Cheap Seats

Even after signing Andrew Miller, the St. Louis Cardinals still need bullpen help

While the St. Louis Cardinals seem unwilling to fish in the deep end of the free agent pond, there are still players on the open market that could make the Redbirds a better team in 2019.

Earlier this offseason, some commentators thought it would be wise for the Cardinals to chase former Boston Red Sox closer Craig Kimbrel. But Kimbrel probably put any thoughts of that to rest when he reportedly asked for a $100 million contract. Still, the Birds could use an upgrade at the back of their bullpen and other desirable — and much more affordable — options remain.

Longtime Cleveland Indians closer Cody Allen is a guy who might see his market depressed a bit by the fact that he didn’t have a great season in 2018. But everyone is entitled to a bad year, and he was one of the most consistent stoppers in the game from 2012-2017 when he saved 122 games with 293 hits allowed in 373 2/3 innings of work. Allen, who made $10.5 million with The Tribe last season, reportedly would like a multi-year contract. But, just 30, he might have to take less to prove last season was a fluke. If St. Louis could pick up Allen on a reasonable contract, he could turn out to be a steal. But, as long as he’s healthy, there is no reason to believe the right-handed hurler wouldn’t be serviceable. Even during his sub par season last year when he had a 4.70 earned run average, Allen allowed 58 hits in 67 innings and struck out 80 while walking 33.

If the Birds don’t strike a deal with Allen, they could try to turn back the clock and ink Adam Ottavino for some back of the bullpen help.

Ottavino is a painful miss for the St. Louis front office that released him in April of 2012. But he’s put up impressive numbers in unenviable conditions with the Colorado Rockies.
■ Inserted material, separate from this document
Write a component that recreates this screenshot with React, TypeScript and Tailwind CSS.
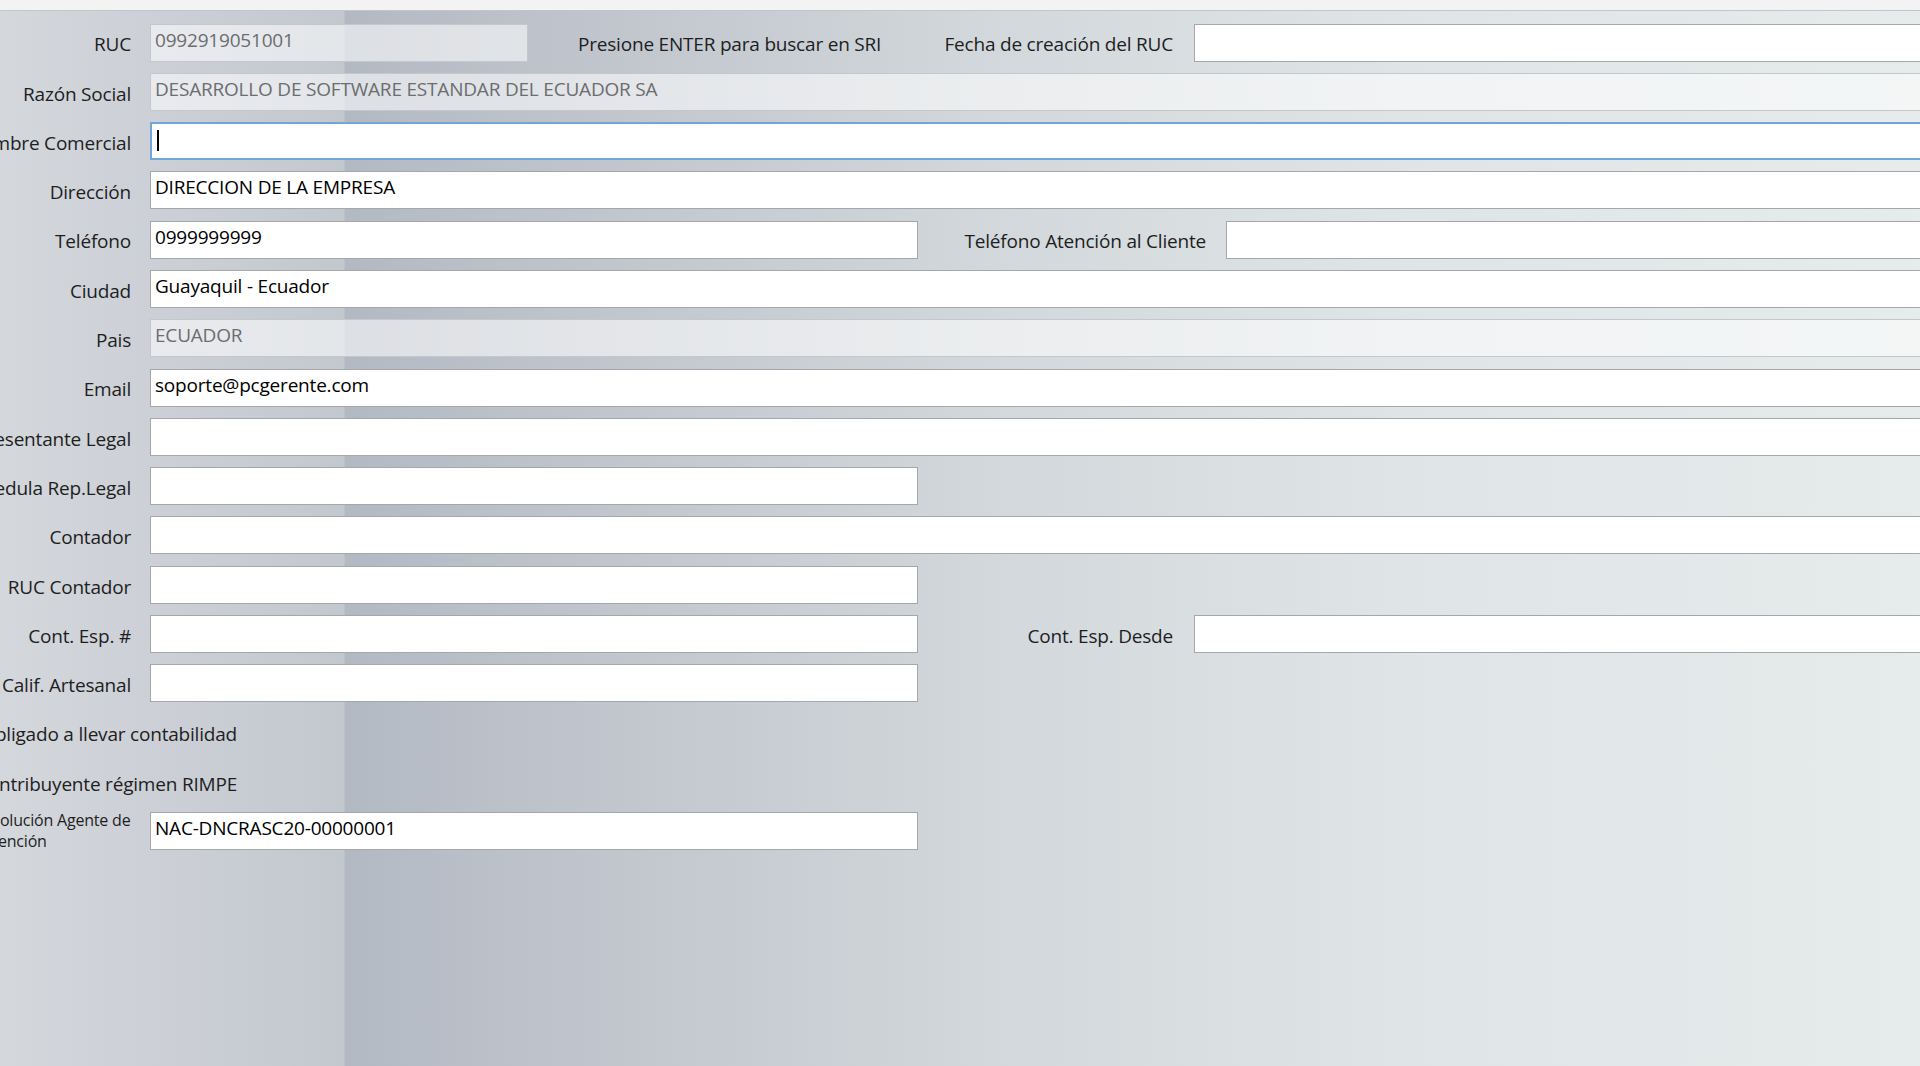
type Field = {
  label: string;
  value?: string;
  kind?: 'normal' | 'disabled' | 'focus';
  short?: boolean;
};

const font = { fontFamily: '"Open Sans", "Noto Sans", "Liberation Sans", sans-serif' };

function Input({ value, kind = 'normal', className = '' }: { value?: string; kind?: Field['kind']; className?: string }) {
  const base = 'h-[38px] px-[4px] pt-[2px] leading-[26px] text-[19px] tracking-[-0.2px] whitespace-nowrap overflow-hidden flex items-start';
  const look =
    kind === 'disabled'
      ? 'bg-white/55 border border-[#c4c7cb] text-[#6b6d70]'
      : kind === 'focus'
        ? 'bg-white border-2 border-[#72a5d8] text-black'
        : 'bg-white border border-[#a5a7aa] text-black';
  return (
    <div className={`${base} ${look} ${className}`}>
      {kind === 'focus' && <span className="mt-[4px] ml-[1px] w-[2px] h-[21px] bg-black" />}
      {value}
    </div>
  );
}

function Label({ text, w = 'w-[131px]' }: { text: string; w?: string }) {
  return (
    <div className={`${w} shrink-0 pt-[4px] flex justify-end whitespace-nowrap text-[19px] tracking-[-0.2px] text-[#1e1e1e]`}>
      <span>{text}</span>
    </div>
  );
}

function Row({ f }: { f: Field }) {
  return (
    <div className="h-[38px] flex items-center gap-[19px]">
      <Label text={f.label} />
      <Input value={f.value} kind={f.kind} className={f.short ? 'w-[768px]' : 'flex-1'} />
    </div>
  );
}

const mid: Field[] = [
  { label: 'Razón Social', value: 'DESARROLLO DE SOFTWARE ESTANDAR DEL ECUADOR SA', kind: 'disabled' },
  { label: 'Nombre Comercial', kind: 'focus' },
  { label: 'Dirección', value: 'DIRECCION DE LA EMPRESA' },
];

const lower: Field[] = [
  { label: 'Ciudad', value: 'Guayaquil - Ecuador' },
  { label: 'Pais', value: 'ECUADOR', kind: 'disabled' },
  { label: 'Email', value: 'soporte@pcgerente.com' },
  { label: 'Representante Legal' },
  { label: 'Cedula Rep.Legal', short: true },
  { label: 'Contador' },
  { label: 'RUC Contador', short: true },
];

export default function App() {
  return (
    <div
      className="w-full h-screen overflow-hidden bg-[linear-gradient(to_right,#d4d7dc_0px,#c3c8cf_344px,#b3b9c3_345px,#c3c8cf_650px,#d3d8dc_1000px,#dfe4e6_1400px,#e6ebec_1920px)]"
      style={font}
    >
      <div className="h-[11px] bg-[#f3f3f3] border-b border-[#c3c5c8]" />
      <div className="w-[1940px] pt-[12.5px] flex flex-col gap-[11.3px]">
        <div className="h-[38px] flex items-center">
          <Label text="RUC" />
          <Input value="0992919051001" kind="disabled" className="ml-[19px] w-[378px]" />
          <span className="ml-[50px] w-[302px] pt-[4px] whitespace-nowrap text-[19px] tracking-[-0.2px] text-[#1e1e1e]">
            Presione ENTER para buscar en SRI
          </span>
          <Label text="Fecha de creación del RUC" w="w-[293px]" />
          <Input className="ml-[21px] flex-1" />
        </div>
        {mid.map((f) => (
          <Row key={f.label} f={f} />
        ))}
        <div className="h-[38px] flex items-center">
          <Label text="Teléfono" />
          <Input value="0999999999" className="ml-[19px] w-[768px]" />
          <Label text="Teléfono Atención al Cliente" w="w-[288px]" />
          <Input className="ml-[20px] flex-1" />
        </div>
        {lower.map((f) => (
          <Row key={f.label} f={f} />
        ))}
        <div className="h-[38px] flex items-center">
          <Label text="Cont. Esp. #" />
          <Input className="ml-[19px] w-[768px]" />
          <Label text="Cont. Esp. Desde" w="w-[255px]" />
          <Input className="ml-[21px] flex-1" />
        </div>
        <Row f={{ label: 'Calif. Artesanal', short: true }} />
        <div className="h-[38px] flex items-center">
          <Label text="Obligado a llevar contabilidad" w="w-[237px]" />
        </div>
        <div className="h-[38px] flex items-center">
          <Label text="Contribuyente régimen RIMPE" w="w-[237px]" />
        </div>
        <div className="h-[38px] flex items-start gap-[19px]">
          <div className="w-[131px] shrink-0 flex justify-end">
            <p className="w-[165px] shrink-0 -mr-[8px] -mt-[2px] text-[16px] leading-[21px] tracking-[-0.2px] text-[#1e1e1e]">
              Resolución Agente de Retención
            </p>
          </div>
          <Input value="NAC-DNCRASC20-00000001" className="w-[768px]" />
        </div>
      </div>
    </div>
  );
}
Coors field is one of the most unforgiving places for pitchers in the big leagues. But Ottavino has a 3.41 ERA with the Rockies allowed 41 hits in 77 2/3 innings in 2018. He struck out 112 and walked 36.

While I like Allen because he has a solid track record in the ninth inning, the Cardinals might prefer Ottavino because he is more flexible and he’s 33, which means he’s likely to command a shorter contract. While Ottavino saved six games last year, he’s a guy who can come into a game in the sixth, seventh or eighth inning to strike out a batter with runners on base and two outs. That might allow sophomore big leaguer Jordan Hicks to try to settle into the closer role, but offer him some insurance if he struggles.

I could go either way. I like Hicks a lot. But if St. Louis landed an interim closer on a short-term deal, I don’t see any shame in the young fireballer working in a setup role for a year or two.

I’m concerned, however, that the Redbirds won’t jump into the reliever market for the same reason they won’t find a right fielder who hit better than .180 last season: They’ve already allocated money for that position and they are unwilling to eat cash to find better alternatives because that would be admitting to a mistake.

Luke Gregerson, whom I often forget is a member of the Cardinals because he was absent for the vast majority of last season, the first year of his two-year deal. In 12 2/3 innings, the righty allowed 10 unearned runs before a combination of maladies brought his season to a premature end. St. Louis owes him at least $6 million including $5 million for 2019 and a $1 million buyout on an option for 2020. Then there is Brett Cecil who has been absolutely terrible in two years with St. Louis. Baseball Reference predicts he’ll pitch to a 4.50 earned run average in 2019. But I think even that mediocre projection seems overly optimistic. I just can’t get excited about a one-inning reliever who allowed nearly two base runners per frame, yet he has the Cardinals on the hook for $15 million over the next two seasons.

It’s time to move past the pieces that haven’t worked and try to replace them with ones that can get the job done.